An Overview of Hadoop YARN and its Advantages
In 2012, ‘Yet Another Resource Negotiator’ as the acronym YARN stands for, became a Hadoop subproject within the Apache Software Foundation (ASF). As one of the key features of the Hadoop v2.0 update, it has contributed significantly to Hadoop functioning and has expanded the scope of Hadoop functions significantly. Read on to find out more on what YARN involves.
Shortcomings of Hadoop v1.0 which gave rise to YARN
The Hadoop version 1.0 involved 2 major components namely; HDFS (Hadoop Distributed File System) and MapReduce, in which the batch processing framework MapReduce was in close association to HDFS. Because of relying solely on MapReduce, Hadoop faced a lot of shortcomings.
- MapReduce had to take care of both, resource management as well as processing.
- Its Job Tracker was under a lot of loads due to the multiple functions that it had to take care of such as; scheduling, monitoring the job processing, resource allocation, etc…
- Due to a single Job Tracker, there was a scalability bottleneck.
- All in all, the system was computationally inefficient as far as resource utilization was concerned.
- Systems with Hadoop 1.0 could only run MapReduce applications.
Introducing Hadoop YARN
All these difficulties led to the introduction of YARN IN Hadoop version 2.0. The premise behind introducing YARN was to divert Resource Management and Job Scheduling from Map Reduce to YARN. Before it received its present name, YARN was called NextGen MapReduce or MapReduce 2, as it had greatly removed the burden from MapReduce.
However, it enabled Hadoop to incorporate various other features and introduced a brand new approach that enabled Hadoop to support various types of processing and a wide range of applications.
Through YARN, the different data processing engines such as batch processing, graph processing, stream processing, and interactive processing can run as well as process data stored in HDFS. This, in addition to the dynamic resource allocation introduced by YARN, has made the system highly efficient, even for data processing with larger volumes.
The efficiency and versatility that YARN traduced into Hadoop are attributable to the following components in YARN:
Accepting the jobs from the users, scheduling them and allocating resources is the task of the Resource Manager which runs on the master daemon.
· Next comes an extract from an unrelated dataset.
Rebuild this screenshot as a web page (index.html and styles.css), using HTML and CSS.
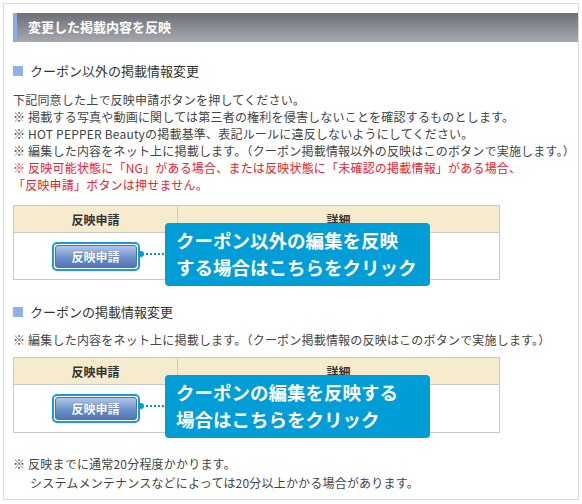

Efficient cluster utilization is done here, which results in the optimum occupation of resources, which was a shortcoming in the previous version of Hadoop.
Application resource needs are met by the Application Master. Getting the resources from the Resource Manager, tracking the application progress and monitoring its status are the tasks that it accomplishes. It works in close association with the Node Manager to execute and monitor the allocated tasks.
It is responsible for the task execution of every single node in the Hadoop cluster and works on slave daemons. It works essentially as a monitoring and reporting agent.
Controlled by Node Managers in association with the Application Master, they are a collection of resources which can be initiated by the Container Launch Context (CLC) for each node.
YARN’s Contribution to Hadoop v2.0
Not only did YARN eliminate the various shortcomings of Hadoop 1.0, but it also allowed Hadoop to accomplish much more and added to Hadoop’s expanse of services and accomplishments.
- Alongside the MapReduce batch jobs, Hadoop YARN clusters can now run stream data processing and also perform interactive querying.
- A wide variety of processing approaches can now be supported by Hadoop with an extensive array of applications.
- YARN has vastly improved Hadoop’s cluster utilization in a dynamic utilization pattern, which was not the case with the static approach as exhibited formerly with MapReduce.
- Due to the immense compatibility of YARN with MapReduce, the existing projects in Hadoop 1.0 and MapReduce applications can be conveniently moved to Hadoop v2.0, without any hassle.
- Last, but not the least, YARN’s framework can run even those applications which were previously unable to run using MapReduce, which was a serious shortcoming of Hadoop 1.0.
Owing to the exclusivity and versatility introduced by YARN, Hadoop users have been immensely benefited. Having evolved simply from being a Resource Manager, YARN now functions to efficiently aid in Big Data utilization and processing.